The last seven years have seen a proliferation of tools, online publishers and distribution channels designed to feed into our vanity and make it easy for anyone to publish a book. There is absolutely nothing wrong with that – we should all be storytellers. But let’s avoid the worst and most common mistakes by knowing the problems before we pick up a pen or open a laptop.
  1. Illustrations — Great illustrations can make bad books readable and turn good books into family favorites. Although it has gotten better in the last seven years, self-published books still tend to have timid and amateurish illustrations. This automatically gives the impression that your book isn’t on the same level as the major publishers’ books. Poor illustration quality will effectively doom your story no matter how good the writing is.
  2. Overindulgence — I call this one verbal gluttony because we writers say too much. We are usually too close to our own work to see the flaws and make necessary edits. Some online publishers will provide editors, but generally speaking, the writer is king when it comes to self-publishing. What a writer wants on the page stays on the page. Verbal gluttony tends to lead to See and Say books that never involve or engage readers. It’s a big killer for picture books. Great picture books include the reader in a conversation.

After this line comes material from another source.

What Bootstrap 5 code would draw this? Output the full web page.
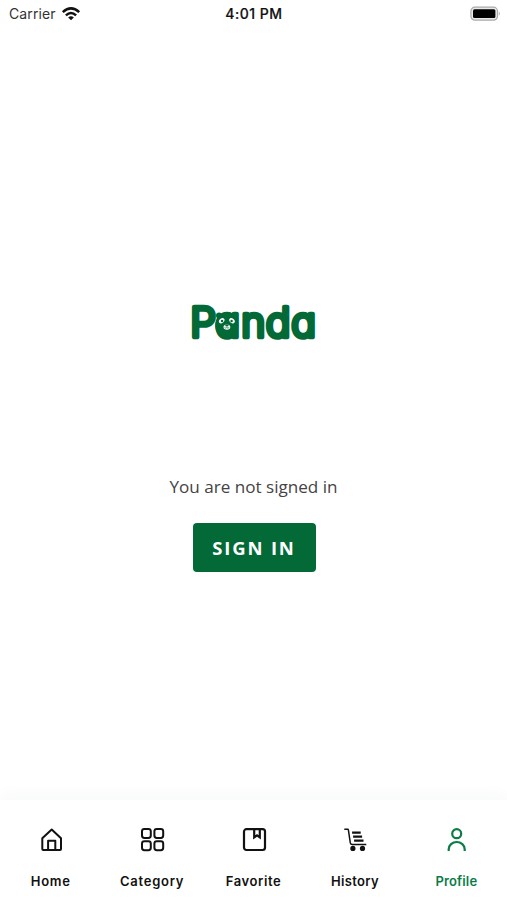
<!DOCTYPE html>
<html lang="en">
<head>
<meta charset="utf-8">
<meta name="viewport" content="width=device-width, initial-scale=1">
<title>Panda – Profile</title>
<link href="https://cdn.jsdelivr.net/npm/bootstrap@5.3.0/dist/css/bootstrap.min.css" rel="stylesheet">
<style>
:root { --brand: #026937; }
body { font-family: Inter, "Liberation Sans", sans-serif; background: #fff; color: #111; overflow: hidden; }
svg { display: block; }
.screen { height: 900px; }
.status { height: 28px; padding: 0 6px 0 9px; font-size: 14px; line-height: 28px; }
.status > * { flex: 1 1 0; }
.carrier { color: #333; letter-spacing: .12px; }
.clock { font-weight: 500; font-size: 14px; letter-spacing: .5px; padding-right: 2px; -webkit-text-stroke: .2px #111; }
.brand-logo { margin-top: 272px; overflow: visible; }
.brand-logo text { font: 300 41px/1 Inter, sans-serif; font-feature-settings: "cv11"; fill: var(--brand); stroke: var(--brand); stroke-linejoin: round; }
.notice { font: 17.1px/24px "Open Sans", sans-serif; color: #444; margin-top: 131px; }
.btn-brand { --bs-btn-bg: var(--brand); --bs-btn-color: #fff; --bs-btn-hover-bg: #015a2f; --bs-btn-hover-color: #fff; --bs-btn-border-width: 0; width: 123px; height: 49px; margin: 24px 0 0 1px; border-radius: 4px; font: 700 18.5px/49px "Open Sans", sans-serif; letter-spacing: 1.8px; }
.tabs { height: 100px; background: #fff; box-shadow: 0 -4px 16px rgba(40, 70, 90, .035); padding-top: 26px; }
.tabs a { color: #111; font-weight: 600; font-size: 13px; line-height: 18px; }
.tabs a.active { color: #0b7c45; }
.tabs svg { margin-bottom: 19px; }
</style>
</head>
<body>
<div class="screen d-flex flex-column">
  <header class="status d-flex align-items-center">
    <div class="carrier d-flex align-items-center">Carrier
      <svg class="ms-1" width="22" height="16" viewBox="0 0 22 16" fill="none" stroke="#111" stroke-width="2.5"><path d="M2.8 6.2Q11 -1.4 19.2 6.2M5.9 9.4Q11 4.6 16.1 9.4"/><path d="M11 14.2L8.2 11.5Q11 9.2 13.8 11.5Z" fill="#111" stroke="none"/></svg>
    </div>
    <div class="clock text-center">4:01 PM</div>
    <div class="d-flex justify-content-end">
      <svg width="31" height="16" viewBox="0 0 31 16"><rect x=".9" y="1.2" width="26.6" height="13" rx="4" fill="#e9e9e9" stroke="#aaa" stroke-width="1.2"/><rect x="3" y="3.3" width="22.4" height="8.8" rx="1.5"/><path d="M28.8 5.5Q30.8 7.6 28.8 9.8Z" fill="#aaa"/></svg>
    </div>
  </header>

  <main class="flex-grow-1 d-flex flex-column align-items-center">
    <svg class="brand-logo" width="130" height="44" viewBox="0 0 130 44" role="img" aria-label="Panda">
      <text x="1.2 26.2 52.2 76.8 102.3" y="36.7" stroke-width="4.6">Panda</text>
      <g fill="#026937"><circle cx="30" cy="15.5" r="3"/><circle cx="45.5" cy="15.5" r="3"/><ellipse cx="37.8" cy="25.5" rx="11.5" ry="12"/></g>
      <g fill="#fff"><ellipse cx="32.7" cy="20.8" rx="3.1" ry="2.2" transform="rotate(-40 32.7 20.8)"/><ellipse cx="43" cy="20.8" rx="3.1" ry="2.2" transform="rotate(40 43 20.8)"/><ellipse cx="37.9" cy="27.1" rx="3.4" ry="2.7"/></g>
      <g fill="#026937"><circle cx="33.1" cy="21" r="1.2"/><circle cx="42.6" cy="21" r="1.2"/><ellipse cx="37.9" cy="25.5" rx="1.7" ry="1"/></g>
      <path d="M35.6 27.5q1.3 1.3 2.3 0q1 1.3 2.3 0" fill="none" stroke="#026937" stroke-width=".7"/>
    </svg>
    <div class="notice">You are not signed in</div>
    <button type="button" class="btn btn-brand p-0">SIGN IN</button>
  </main>

  <nav class="tabs d-flex" aria-label="Main">
    <a href="#" class="col d-flex flex-column align-items-center text-decoration-none">
      <svg width="26" height="27" viewBox="0 0 26 27" fill="none" stroke="currentColor" stroke-width="2" stroke-linejoin="round"><path d="M4.3 23V12.2L13.7 3.5L23 12.2V23Q23 24 22 24H5.3Q4.3 24 4.3 23Z"/><path d="M10.1 24V14.8H17.3V24"/></svg>
      <span style="letter-spacing:.75px">Home</span>
    </a>
    <a href="#" class="col d-flex flex-column align-items-center text-decoration-none">
      <svg width="26" height="27" viewBox="0 0 26 27" fill="none" stroke="currentColor" stroke-width="2"><rect x="3" y="2.9" width="8.8" height="9" rx="2.4"/><rect x="15.4" y="2.9" width="8.8" height="9" rx="2.4"/><rect x="3" y="15.2" width="8.8" height="9" rx="2.4"/><rect x="15.4" y="15.2" width="8.8" height="9" rx="2.4"/></svg>
      <span style="letter-spacing:.75px">Category</span>
    </a>
    <a href="#" class="col d-flex flex-column align-items-center text-decoration-none">
      <svg width="26" height="27" viewBox="0 0 26 27" fill="none" stroke="currentColor" stroke-width="2.2"><rect x="3" y="3.2" width="21" height="20.8" rx="2.4"/><path d="M13.2 3.4V11.4L16 9.4L18.8 11.4V3.4"/></svg>
      <span style="letter-spacing:.6px">Favorite</span>
    </a>
    <a href="#" class="col d-flex flex-column align-items-center text-decoration-none">
      <svg width="26" height="27" viewBox="0 0 26 27" fill="none" stroke="currentColor" stroke-width="1.5"><path d="M2.3 3.2H5.6Q6.3 3.2 6.4 4L8.3 16.9Q8.6 18.6 10.3 18.6H24.3"/><path d="M10.1 6.6H18.7M11.1 10.6H20.1M12.1 14.6H21.5" stroke-width="2.2"/><g fill="currentColor" stroke="none"><circle cx="10.9" cy="22.4" r="2.6"/><circle cx="20.5" cy="22.4" r="2.6"/></g></svg>
      <span style="letter-spacing:.35px">History</span>
    </a>
    <a href="#" class="active col d-flex flex-column align-items-center text-decoration-none" aria-current="page">
      <svg width="26" height="27" viewBox="0 0 26 27" fill="none" stroke="currentColor" stroke-width="2.2"><circle cx="13.7" cy="7.7" r="4.5"/><path d="M5.7 25V23.2A8 7.2 0 0 1 21.7 23.2V25"/></svg>
      <span style="letter-spacing:.15px">Profile</span>
    </a>
  </nav>
</div>
<script src="https://cdn.jsdelivr.net/npm/bootstrap@5.3.0/dist/js/bootstrap.bundle.min.js"></script>
</body>
</html>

Ideally the writer offers enough
    information to entice readers, the illustrator adds new information to bring ideas into focus, and the reader completes the conversation with their own thoughts and interpretations. Overindulgence only leads to a bloated, slothful story that is a chore to read. 
     
  3. Illustrations — Did I say illustrations earlier? Well there’s more. Stop playing See and Say! Visuals should add to and accentuate the text, not repeat it. And if you can create the setting in an illustration, don’t do it in the text. The See and Say approach slows the pacing of your story and bores the reader. Engaging illustrations that enhance your writing and an economical use of words will encourage children to keep reading and make connections with the story.

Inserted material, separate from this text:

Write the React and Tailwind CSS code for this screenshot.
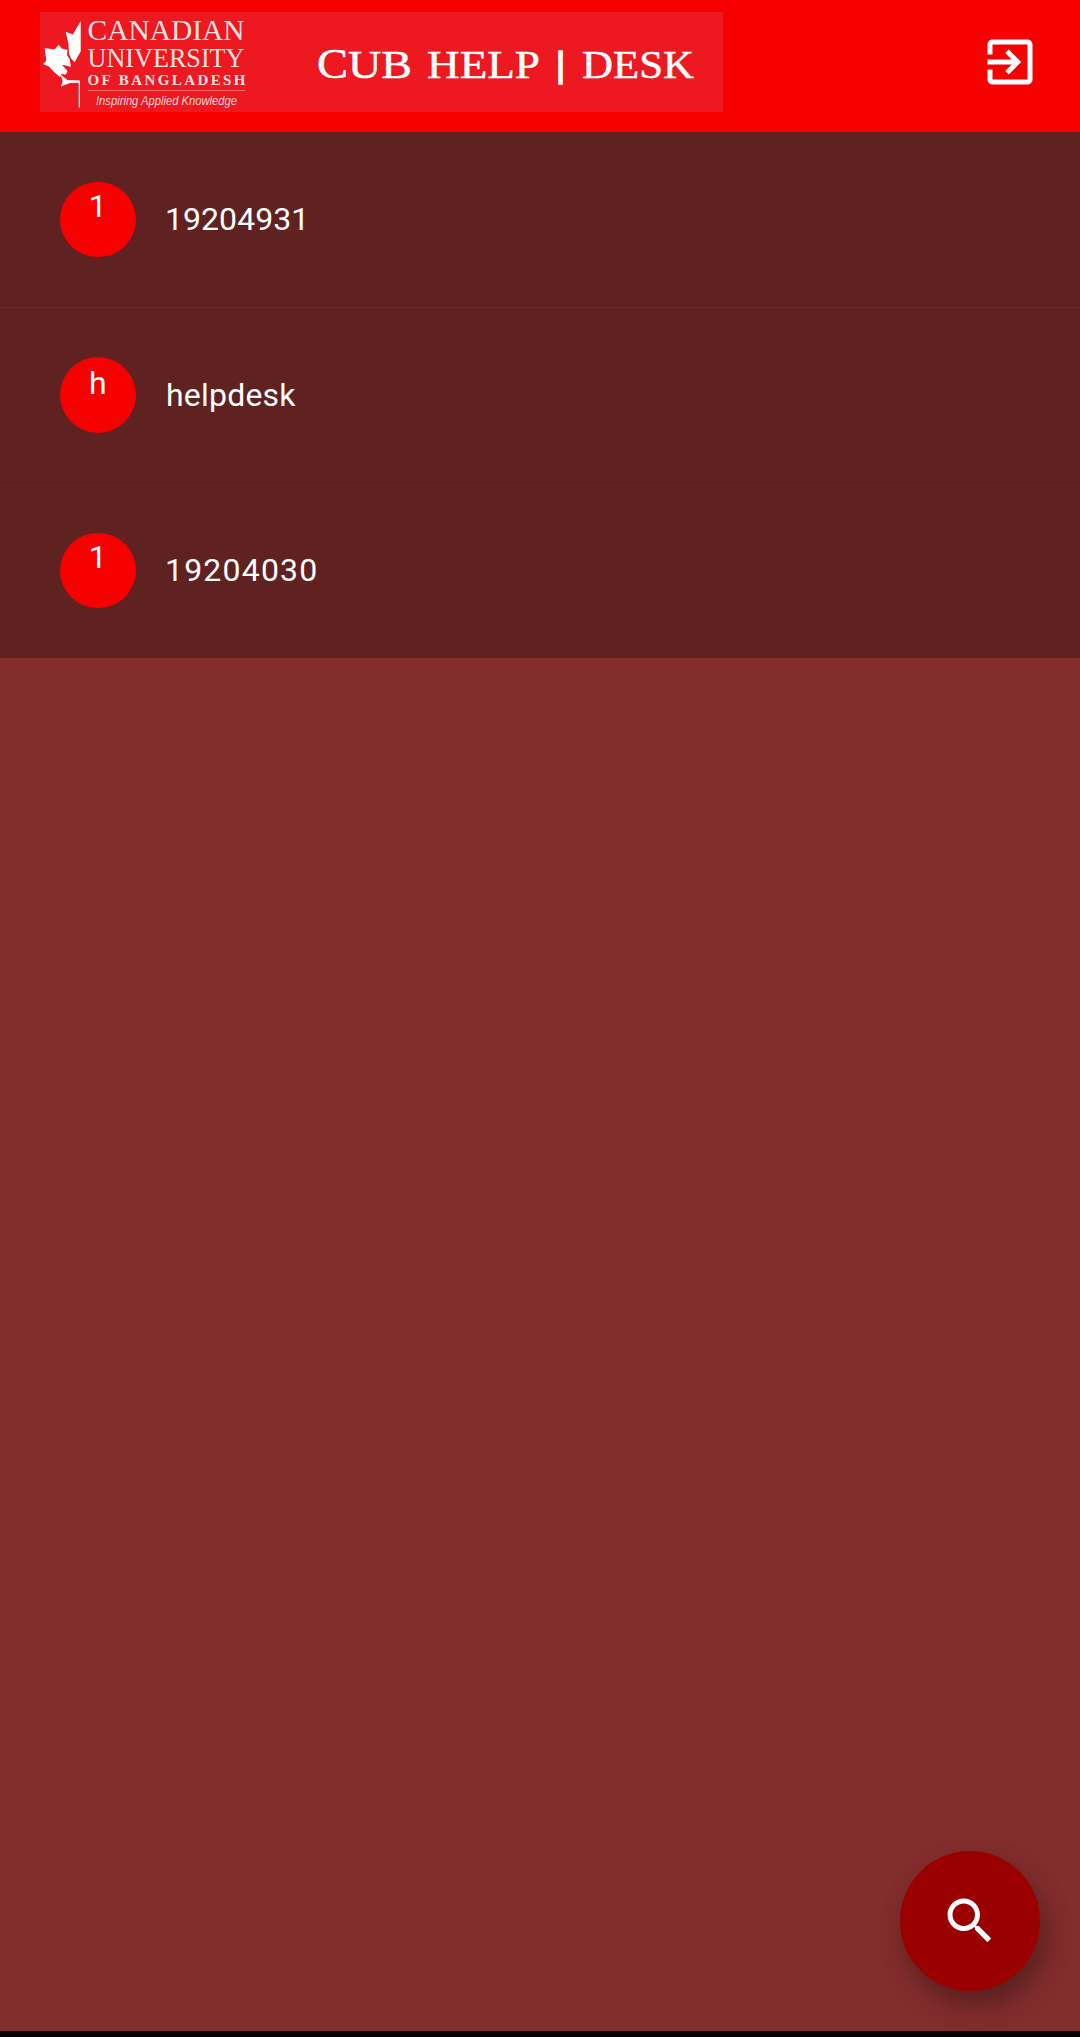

  4. Design and Layout — Font selection and art direction make a big difference in a book’s readability. The flow of a story through its pages is highly important for reader engagement. Does the layout encourage a natural page turn? Does a reader know where the next line of text is located? If the illustrations, the font and the layout are competing, the answers will be resounding nos. Readers will get confused and the story’s flow and pacing will be interrupted. As a book reviewer I see this problem – in all levels of publishing. So test the layout many times, if possible.
  5. Illiteracy  Read. Read often. And read some more. Everyone has a story to tell, but far too many would-be children’s book authors never actually read children’s books. There are many different styles and genres – reading current books will help you understand what current readers expect from those styles and genres. I can’t tell you how many books I have read that appear to have been written by someone who has never read a children’s book. You may know your story better than anyone else, but understanding how children will read it is the key to telling it in a way they will accept.

 
Read. Write. Edit. Illustrate. Most self-publishing authors can do one or two of these well. It’s unlikely you can do all of them as well as you need to in order to put together a great book. If you are reading this you are probably writing a book. You’re a writer, so focus on reading and writing in your chosen genre. Hire a good editor and a good illustrator to handle the rest.